Office of Civil Rights

  • Meet with tribal employment representatives to promote employment opportunities for American Indians on state and federally-funded projects on or near reservations.
  • Enforce Special Provisions Relating to Indian Employment and ensure contractor compliance.
  • Administer the On-the-Job Training (OJT) program and increase opportunities for American Indians.
  • Consult and coordinate with Tribal Affairs in the development and administration of the Tribal Employment, OJT, and Small Business programs as they relate to American Indian employment, contracting and trainings in Minnesota.
  • Coordinate with Tribal Affairs, District leadership, and tribal employment representatives to identify and diversify training, small business services, and contracting opportunities for American Indians in Minnesota, including Indian country and urban centers.

Office of State Aid and Local Transportation

  • Follow the American Indian Employment policy for state and federally-funded projects.
  • Coordinate with Tribal Affairs and encourage cities and counties to adopt a similar policy for state-funded road projects on or near reservations.

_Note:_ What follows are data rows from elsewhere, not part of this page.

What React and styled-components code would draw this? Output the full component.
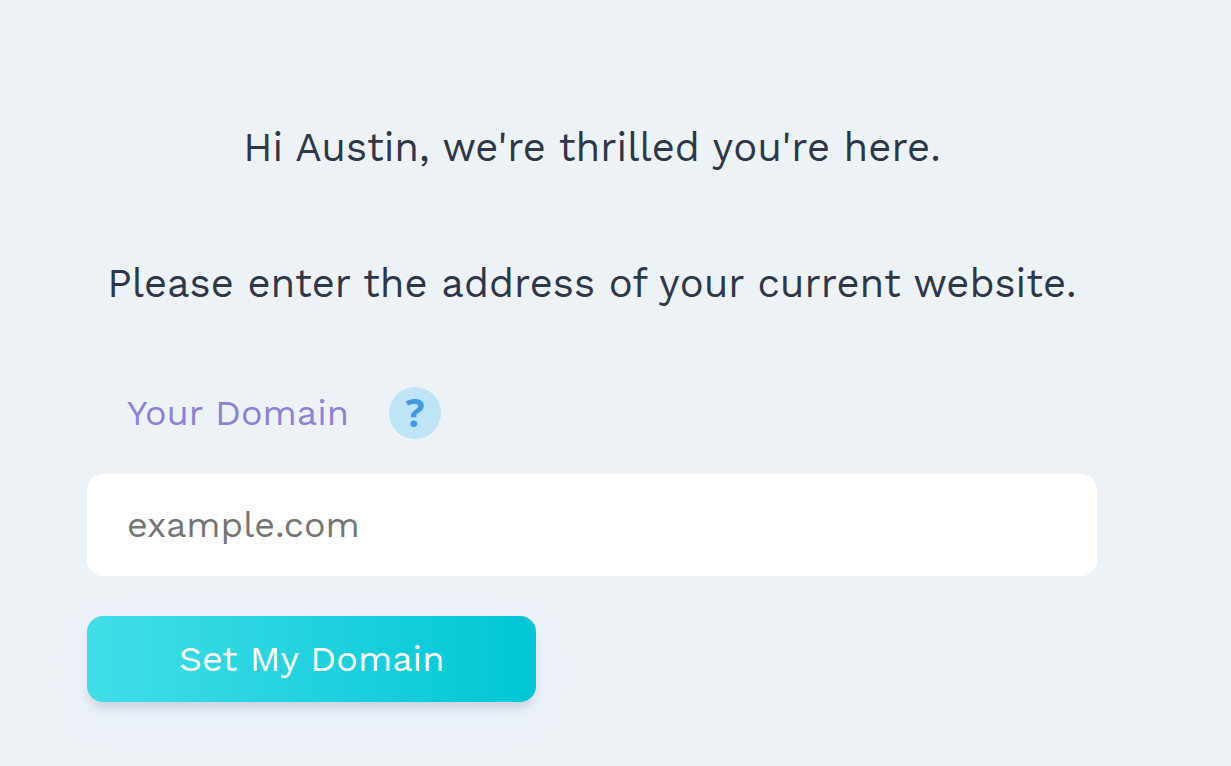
import React, { useState } from 'react';
import styled, { createGlobalStyle, ThemeProvider } from 'styled-components';

const theme = {
	colorBG: '#edf2f7',
	colorText: '#2d3748',
	colorLabel: '#8c80db',
	colorPlaceholder: '#757575',
	colorHelpBG: '#bde4f7',
	colorHelp: '#4299e1',
	gradientStart: '#42dee8',
	gradientEnd: '#00c6d5',
	fontFamily: "'Work Sans', Inter, 'Liberation Sans', sans-serif",
}

const GlobalStyle = createGlobalStyle`
	*, *::before, *::after {
		box-sizing: border-box;
	}

	body {
		margin: 0;
		background-color: ${props => props.theme.colorBG};
		color: ${props => props.theme.colorText};
		font-family: ${props => props.theme.fontFamily};
	}
`

const PageWrapper = styled.main`
	padding: 115px 134px 64px 87px;
`

const Heading = styled.h1`
	margin: 0 0 70px;
	font-size: 40px;
	font-weight: 400;
	line-height: 66px;
	text-align: center;
`

const DomainForm = styled.form`
	display: flex;
	flex-direction: column;
	align-items: flex-start;
`

const LabelRow = styled.div`
	display: flex;
	align-items: center;
	gap: 40px;
	padding-left: 40px;
	margin-bottom: 35px;
`

const DomainLabel = styled.label`
	color: ${props => props.theme.colorLabel};
	font-size: 36px;
	line-height: 52px;
`

const HelpButton = styled.button`
	display: flex;
	align-items: center;
	justify-content: center;
	width: 52px;
	height: 52px;
	padding: 0 0 2px;
	border: 0;
	border-radius: 50%;
	background-color: ${props => props.theme.colorHelpBG};
	color: ${props => props.theme.colorHelp};
	font-family: 'Open Sans', 'Noto Sans', sans-serif;
	font-size: 40px;
	font-weight: 700;
	line-height: 48px;
	cursor: pointer;
`

const DomainInput = styled.input`
	width: 100%;
	margin-bottom: 40px;
	padding: 25px 40px;
	border: 0;
	border-radius: 16px;
	background-color: #fff;
	color: ${props => props.theme.colorText};
	font-family: inherit;
	font-size: 36px;
	line-height: 52px;

	&::placeholder {
		color: ${props => props.theme.colorPlaceholder};
		opacity: 1;
	}
`

const SubmitButton = styled.button`
	padding: 17px 92px;
	border: 0;
	border-radius: 16px;
	background-image: linear-gradient(90deg, ${props => props.theme.gradientStart}, ${props => props.theme.gradientEnd});
	box-shadow: 0 8px 10px -2px rgba(50, 50, 80, 0.14), 0 14px 36px rgba(230, 238, 252, 0.9);
	color: #fff;
	font-family: inherit;
	font-size: 36px;
	line-height: 52px;
	cursor: pointer;
`

const App = () => {
	const [domain, setDomain] = useState('');

	return (
		<ThemeProvider theme={theme}>
			<GlobalStyle />
			<PageWrapper>
				<Heading>Hi Austin, we're thrilled you're here.</Heading>
				<Heading as="h2">Please enter the address of your current website.</Heading>
				<DomainForm onSubmit={e => e.preventDefault()}>
					<LabelRow>
						<DomainLabel htmlFor="domain">Your Domain</DomainLabel>
						<HelpButton type="button">?</HelpButton>
					</LabelRow>
					<DomainInput
						id="domain"
						type="text"
						placeholder="example.com"
						value={domain}
						onChange={e => setDomain(e.target.value)}
					/>
					<SubmitButton type="submit">Set My Domain</SubmitButton>
				</DomainForm>
			</PageWrapper>
		</ThemeProvider>
	)
}

export default App;
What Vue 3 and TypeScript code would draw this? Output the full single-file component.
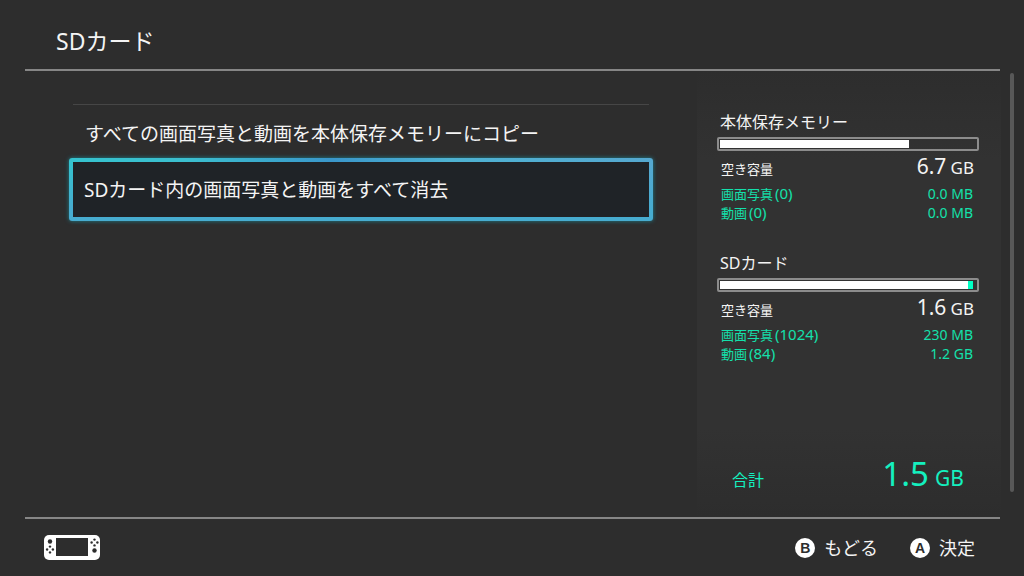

Policy Owner (Director, Office of Tribal Affairs)

  • Review policy every two years, or sooner as necessary, to ensure policy remains up-to-date.
  • Ensure supporting documents associated with the policy remain current.
  • Work with Policy Coordinator to revise policy as needed.
  • Communicate revisions, reviews, and retirements to stakeholders.

Resources and related information

Maps

Processes, Procedures, and Instructions

Resources

History and updates

Adopted

September 10, 2020

Superseded

  • Policy 6.3, Indian Employment
    • Effective April 22, 2005

Policy review

This policy's next scheduled review is due September 2022.